WHAT YOU SHOULD DO: Print only the lines from the top of the data through the line with "46px; fill: #111;", both included, skipping every picture.

[start of DATA EXTRACT]

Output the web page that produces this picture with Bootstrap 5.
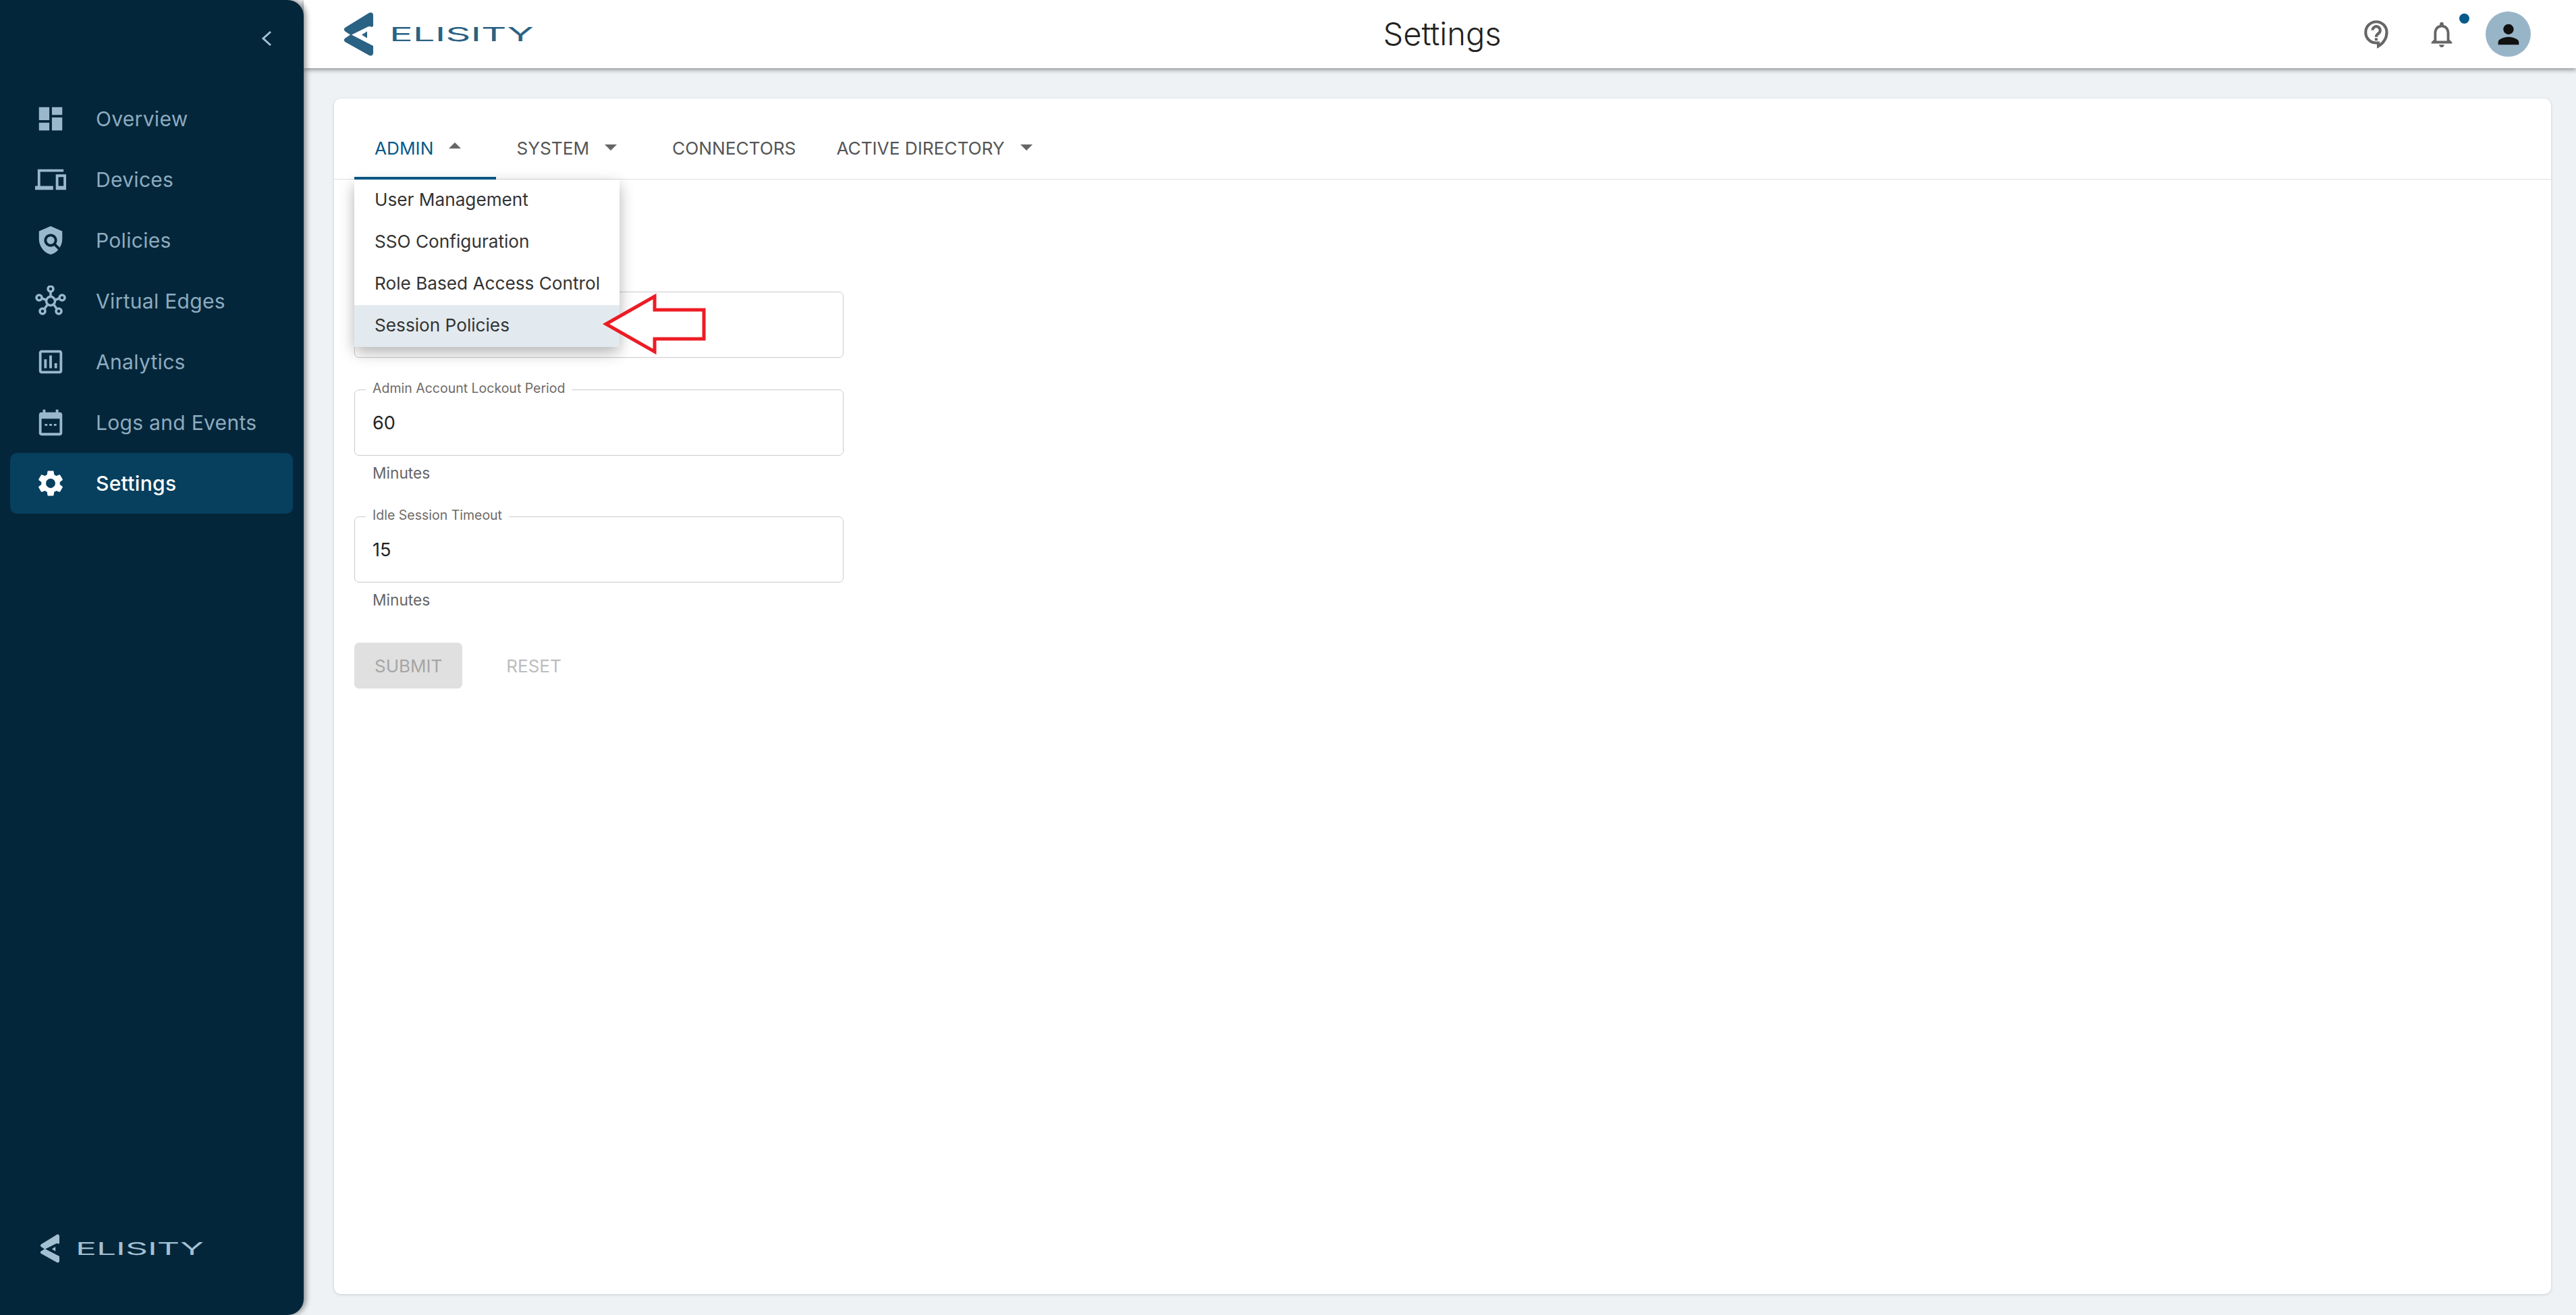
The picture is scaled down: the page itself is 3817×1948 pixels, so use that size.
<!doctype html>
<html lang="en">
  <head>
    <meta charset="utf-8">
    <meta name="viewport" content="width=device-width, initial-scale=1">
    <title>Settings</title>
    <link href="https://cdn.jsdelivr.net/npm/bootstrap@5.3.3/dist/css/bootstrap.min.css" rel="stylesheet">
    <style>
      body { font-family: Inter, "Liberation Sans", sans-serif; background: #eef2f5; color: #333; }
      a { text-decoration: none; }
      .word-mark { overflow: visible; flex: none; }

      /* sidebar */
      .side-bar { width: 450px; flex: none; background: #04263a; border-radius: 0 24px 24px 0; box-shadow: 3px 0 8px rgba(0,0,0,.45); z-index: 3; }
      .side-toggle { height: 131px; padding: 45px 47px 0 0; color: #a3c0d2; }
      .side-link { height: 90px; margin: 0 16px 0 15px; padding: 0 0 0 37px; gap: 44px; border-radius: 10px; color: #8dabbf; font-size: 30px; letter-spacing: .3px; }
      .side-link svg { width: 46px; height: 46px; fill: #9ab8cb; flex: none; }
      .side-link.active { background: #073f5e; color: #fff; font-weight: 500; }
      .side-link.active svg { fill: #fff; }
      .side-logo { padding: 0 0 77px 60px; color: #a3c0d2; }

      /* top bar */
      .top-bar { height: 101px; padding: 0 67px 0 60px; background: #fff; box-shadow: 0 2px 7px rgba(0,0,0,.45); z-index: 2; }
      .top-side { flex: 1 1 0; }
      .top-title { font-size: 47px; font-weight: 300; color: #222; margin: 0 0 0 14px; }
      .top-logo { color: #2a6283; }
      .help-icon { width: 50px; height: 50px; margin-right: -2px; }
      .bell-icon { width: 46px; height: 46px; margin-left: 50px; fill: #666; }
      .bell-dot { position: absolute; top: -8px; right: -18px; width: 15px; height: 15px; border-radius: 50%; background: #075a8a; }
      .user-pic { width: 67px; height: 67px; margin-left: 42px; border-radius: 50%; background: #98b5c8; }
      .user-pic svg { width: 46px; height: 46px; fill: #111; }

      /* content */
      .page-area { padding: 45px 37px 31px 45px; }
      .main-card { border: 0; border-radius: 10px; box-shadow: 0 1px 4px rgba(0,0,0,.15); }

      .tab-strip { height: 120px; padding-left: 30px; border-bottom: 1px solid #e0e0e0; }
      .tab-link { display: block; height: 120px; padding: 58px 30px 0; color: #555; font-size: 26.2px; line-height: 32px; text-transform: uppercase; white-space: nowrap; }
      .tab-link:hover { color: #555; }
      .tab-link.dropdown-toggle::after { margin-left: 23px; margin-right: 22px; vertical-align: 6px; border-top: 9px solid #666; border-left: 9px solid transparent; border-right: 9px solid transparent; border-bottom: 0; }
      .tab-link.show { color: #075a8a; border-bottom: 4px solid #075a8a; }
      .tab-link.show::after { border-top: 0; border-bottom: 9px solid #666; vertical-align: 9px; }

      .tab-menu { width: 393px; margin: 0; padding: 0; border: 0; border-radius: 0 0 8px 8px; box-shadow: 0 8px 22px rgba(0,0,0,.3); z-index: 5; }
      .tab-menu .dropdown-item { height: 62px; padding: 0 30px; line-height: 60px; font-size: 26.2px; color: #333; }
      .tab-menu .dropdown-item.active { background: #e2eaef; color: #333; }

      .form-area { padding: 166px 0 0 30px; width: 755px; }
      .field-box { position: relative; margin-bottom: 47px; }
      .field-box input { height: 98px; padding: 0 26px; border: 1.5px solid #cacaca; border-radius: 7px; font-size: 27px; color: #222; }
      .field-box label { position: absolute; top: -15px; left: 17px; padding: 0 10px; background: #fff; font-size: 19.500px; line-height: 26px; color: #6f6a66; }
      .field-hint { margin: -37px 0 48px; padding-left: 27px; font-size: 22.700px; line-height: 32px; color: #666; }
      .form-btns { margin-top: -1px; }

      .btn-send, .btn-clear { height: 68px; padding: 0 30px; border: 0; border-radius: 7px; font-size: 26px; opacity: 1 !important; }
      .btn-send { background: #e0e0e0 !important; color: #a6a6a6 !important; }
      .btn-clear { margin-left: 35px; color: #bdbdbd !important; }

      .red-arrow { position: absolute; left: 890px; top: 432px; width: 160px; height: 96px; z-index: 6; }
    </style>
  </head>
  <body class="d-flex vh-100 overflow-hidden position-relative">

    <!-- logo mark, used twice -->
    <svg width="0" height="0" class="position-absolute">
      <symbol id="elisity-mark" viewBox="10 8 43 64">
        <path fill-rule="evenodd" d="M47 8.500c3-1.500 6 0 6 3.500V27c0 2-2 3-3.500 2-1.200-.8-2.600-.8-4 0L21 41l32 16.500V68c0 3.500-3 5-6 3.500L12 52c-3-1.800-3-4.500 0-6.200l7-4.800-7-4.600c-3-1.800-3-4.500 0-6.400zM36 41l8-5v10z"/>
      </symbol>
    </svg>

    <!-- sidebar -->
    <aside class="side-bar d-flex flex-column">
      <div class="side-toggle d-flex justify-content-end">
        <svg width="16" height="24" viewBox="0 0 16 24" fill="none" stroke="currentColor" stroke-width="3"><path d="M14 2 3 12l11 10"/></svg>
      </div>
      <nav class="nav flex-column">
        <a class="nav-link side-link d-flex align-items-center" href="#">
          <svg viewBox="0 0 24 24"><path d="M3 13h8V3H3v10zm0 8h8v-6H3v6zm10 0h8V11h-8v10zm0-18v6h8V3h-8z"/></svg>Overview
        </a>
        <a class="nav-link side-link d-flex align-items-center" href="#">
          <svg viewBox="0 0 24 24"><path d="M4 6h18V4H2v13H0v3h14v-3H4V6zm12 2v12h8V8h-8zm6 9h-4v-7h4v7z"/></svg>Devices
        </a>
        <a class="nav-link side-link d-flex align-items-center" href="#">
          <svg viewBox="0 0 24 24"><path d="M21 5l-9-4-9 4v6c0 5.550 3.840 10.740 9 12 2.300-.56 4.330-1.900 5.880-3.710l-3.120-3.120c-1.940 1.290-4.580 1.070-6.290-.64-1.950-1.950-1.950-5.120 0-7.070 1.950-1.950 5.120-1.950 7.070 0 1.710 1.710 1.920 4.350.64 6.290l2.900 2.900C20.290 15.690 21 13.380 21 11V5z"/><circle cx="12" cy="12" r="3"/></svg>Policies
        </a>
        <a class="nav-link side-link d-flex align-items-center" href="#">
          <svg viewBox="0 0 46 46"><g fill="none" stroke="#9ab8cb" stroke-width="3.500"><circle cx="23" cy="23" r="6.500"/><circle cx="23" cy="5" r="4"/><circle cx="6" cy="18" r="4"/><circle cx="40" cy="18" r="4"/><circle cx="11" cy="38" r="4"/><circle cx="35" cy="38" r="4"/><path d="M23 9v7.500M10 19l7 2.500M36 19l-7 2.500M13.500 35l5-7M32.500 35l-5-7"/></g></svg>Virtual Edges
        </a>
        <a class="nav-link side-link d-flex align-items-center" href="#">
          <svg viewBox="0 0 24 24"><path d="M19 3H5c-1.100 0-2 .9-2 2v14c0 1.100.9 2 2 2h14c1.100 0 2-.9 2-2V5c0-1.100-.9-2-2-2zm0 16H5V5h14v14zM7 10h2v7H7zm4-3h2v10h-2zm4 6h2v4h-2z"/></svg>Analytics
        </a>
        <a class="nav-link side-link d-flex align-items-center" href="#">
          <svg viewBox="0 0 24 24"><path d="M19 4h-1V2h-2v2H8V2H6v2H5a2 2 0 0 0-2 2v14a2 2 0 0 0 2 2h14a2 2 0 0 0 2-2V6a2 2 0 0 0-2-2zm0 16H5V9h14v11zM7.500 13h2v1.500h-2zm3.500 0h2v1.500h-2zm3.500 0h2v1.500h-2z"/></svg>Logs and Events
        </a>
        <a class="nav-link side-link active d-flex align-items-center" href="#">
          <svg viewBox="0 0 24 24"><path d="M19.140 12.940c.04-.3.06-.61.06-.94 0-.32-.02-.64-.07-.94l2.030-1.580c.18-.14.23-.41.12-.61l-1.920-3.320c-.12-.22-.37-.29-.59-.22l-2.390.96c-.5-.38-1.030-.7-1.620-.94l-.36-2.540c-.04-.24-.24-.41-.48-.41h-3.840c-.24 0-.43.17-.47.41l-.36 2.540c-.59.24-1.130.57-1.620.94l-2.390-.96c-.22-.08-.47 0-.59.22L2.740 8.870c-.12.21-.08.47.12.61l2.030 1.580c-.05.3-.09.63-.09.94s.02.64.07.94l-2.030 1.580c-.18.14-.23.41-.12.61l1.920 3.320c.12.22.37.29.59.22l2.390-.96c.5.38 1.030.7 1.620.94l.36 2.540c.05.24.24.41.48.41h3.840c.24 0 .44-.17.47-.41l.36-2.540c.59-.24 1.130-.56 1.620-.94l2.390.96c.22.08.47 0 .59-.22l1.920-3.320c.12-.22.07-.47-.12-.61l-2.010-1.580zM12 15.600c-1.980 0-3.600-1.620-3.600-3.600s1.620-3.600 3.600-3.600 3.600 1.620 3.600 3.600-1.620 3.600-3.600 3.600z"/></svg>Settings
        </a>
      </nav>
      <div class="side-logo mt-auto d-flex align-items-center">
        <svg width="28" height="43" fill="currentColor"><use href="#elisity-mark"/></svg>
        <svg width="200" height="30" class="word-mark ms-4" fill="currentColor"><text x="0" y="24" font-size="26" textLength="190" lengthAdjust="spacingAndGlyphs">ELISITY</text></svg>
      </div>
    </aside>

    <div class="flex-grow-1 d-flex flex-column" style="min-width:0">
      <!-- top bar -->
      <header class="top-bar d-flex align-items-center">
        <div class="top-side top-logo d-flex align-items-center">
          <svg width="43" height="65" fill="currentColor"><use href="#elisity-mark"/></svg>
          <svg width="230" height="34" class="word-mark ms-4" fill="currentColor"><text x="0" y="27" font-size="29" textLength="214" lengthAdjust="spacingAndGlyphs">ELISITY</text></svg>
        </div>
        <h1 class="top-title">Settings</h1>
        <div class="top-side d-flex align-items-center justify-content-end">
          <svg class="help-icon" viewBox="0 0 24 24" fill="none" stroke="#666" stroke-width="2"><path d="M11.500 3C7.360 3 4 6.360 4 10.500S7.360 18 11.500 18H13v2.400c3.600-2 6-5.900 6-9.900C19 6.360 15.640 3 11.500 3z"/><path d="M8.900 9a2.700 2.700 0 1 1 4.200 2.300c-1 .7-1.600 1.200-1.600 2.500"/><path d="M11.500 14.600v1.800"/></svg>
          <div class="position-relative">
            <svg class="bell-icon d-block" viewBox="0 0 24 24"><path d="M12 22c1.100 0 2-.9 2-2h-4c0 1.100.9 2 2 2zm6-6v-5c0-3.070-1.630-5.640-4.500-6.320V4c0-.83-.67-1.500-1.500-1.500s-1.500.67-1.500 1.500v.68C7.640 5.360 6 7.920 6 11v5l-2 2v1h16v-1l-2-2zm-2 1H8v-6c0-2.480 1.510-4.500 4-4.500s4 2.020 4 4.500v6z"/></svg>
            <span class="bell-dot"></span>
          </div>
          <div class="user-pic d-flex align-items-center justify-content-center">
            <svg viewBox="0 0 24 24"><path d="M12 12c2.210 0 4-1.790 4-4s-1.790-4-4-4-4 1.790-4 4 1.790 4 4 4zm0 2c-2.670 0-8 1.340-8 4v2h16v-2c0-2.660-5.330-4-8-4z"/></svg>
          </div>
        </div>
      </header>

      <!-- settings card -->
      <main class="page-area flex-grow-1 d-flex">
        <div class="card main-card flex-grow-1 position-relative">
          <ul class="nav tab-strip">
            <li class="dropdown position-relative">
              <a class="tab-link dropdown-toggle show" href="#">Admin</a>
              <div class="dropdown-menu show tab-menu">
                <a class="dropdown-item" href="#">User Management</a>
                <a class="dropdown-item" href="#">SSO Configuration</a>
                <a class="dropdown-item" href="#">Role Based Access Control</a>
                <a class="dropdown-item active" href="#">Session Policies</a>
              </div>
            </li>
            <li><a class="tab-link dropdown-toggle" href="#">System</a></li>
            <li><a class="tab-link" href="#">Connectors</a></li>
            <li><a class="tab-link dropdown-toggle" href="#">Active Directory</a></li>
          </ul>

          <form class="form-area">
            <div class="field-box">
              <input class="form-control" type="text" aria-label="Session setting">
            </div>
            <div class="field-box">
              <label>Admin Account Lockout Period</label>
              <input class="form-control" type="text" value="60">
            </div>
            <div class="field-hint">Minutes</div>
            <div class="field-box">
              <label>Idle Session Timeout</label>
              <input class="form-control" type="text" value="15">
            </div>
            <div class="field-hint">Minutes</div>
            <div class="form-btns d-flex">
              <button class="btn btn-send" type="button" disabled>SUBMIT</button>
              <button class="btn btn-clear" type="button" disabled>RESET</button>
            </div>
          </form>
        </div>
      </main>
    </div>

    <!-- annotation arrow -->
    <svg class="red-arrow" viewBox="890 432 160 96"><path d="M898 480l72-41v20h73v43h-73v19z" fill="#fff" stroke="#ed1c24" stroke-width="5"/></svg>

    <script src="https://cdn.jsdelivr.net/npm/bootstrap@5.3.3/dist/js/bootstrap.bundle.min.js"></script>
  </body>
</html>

[end of DATA EXTRACT]

TASK OUTPUT:
Output the web page that produces this picture with Bootstrap 5.
The picture is scaled down: the page itself is 3817×1948 pixels, so use that size.
<!doctype html>
<html lang="en">
  <head>
    <meta charset="utf-8">
    <meta name="viewport" content="width=device-width, initial-scale=1">
    <title>Settings</title>
    <link href="https://cdn.jsdelivr.net/npm/bootstrap@5.3.3/dist/css/bootstrap.min.css" rel="stylesheet">
    <style>
      body { font-family: Inter, "Liberation Sans", sans-serif; background: #eef2f5; color: #333; }
      a { text-decoration: none; }
      .word-mark { overflow: visible; flex: none; }

      /* sidebar */
      .side-bar { width: 450px; flex: none; background: #04263a; border-radius: 0 24px 24px 0; box-shadow: 3px 0 8px rgba(0,0,0,.45); z-index: 3; }
      .side-toggle { height: 131px; padding: 45px 47px 0 0; color: #a3c0d2; }
      .side-link { height: 90px; margin: 0 16px 0 15px; padding: 0 0 0 37px; gap: 44px; border-radius: 10px; color: #8dabbf; font-size: 30px; letter-spacing: .3px; }
      .side-link svg { width: 46px; height: 46px; fill: #9ab8cb; flex: none; }
      .side-link.active { background: #073f5e; color: #fff; font-weight: 500; }
      .side-link.active svg { fill: #fff; }
      .side-logo { padding: 0 0 77px 60px; color: #a3c0d2; }

      /* top bar */
      .top-bar { height: 101px; padding: 0 67px 0 60px; background: #fff; box-shadow: 0 2px 7px rgba(0,0,0,.45); z-index: 2; }
      .top-side { flex: 1 1 0; }
      .top-title { font-size: 47px; font-weight: 300; color: #222; margin: 0 0 0 14px; }
      .top-logo { color: #2a6283; }
      .help-icon { width: 50px; height: 50px; margin-right: -2px; }
      .bell-icon { width: 46px; height: 46px; margin-left: 50px; fill: #666; }
      .bell-dot { position: absolute; top: -8px; right: -18px; width: 15px; height: 15px; border-radius: 50%; background: #075a8a; }
      .user-pic { width: 67px; height: 67px; margin-left: 42px; border-radius: 50%; background: #98b5c8; }
      .user-pic svg { width: 46px; height: 46px; fill: #111; }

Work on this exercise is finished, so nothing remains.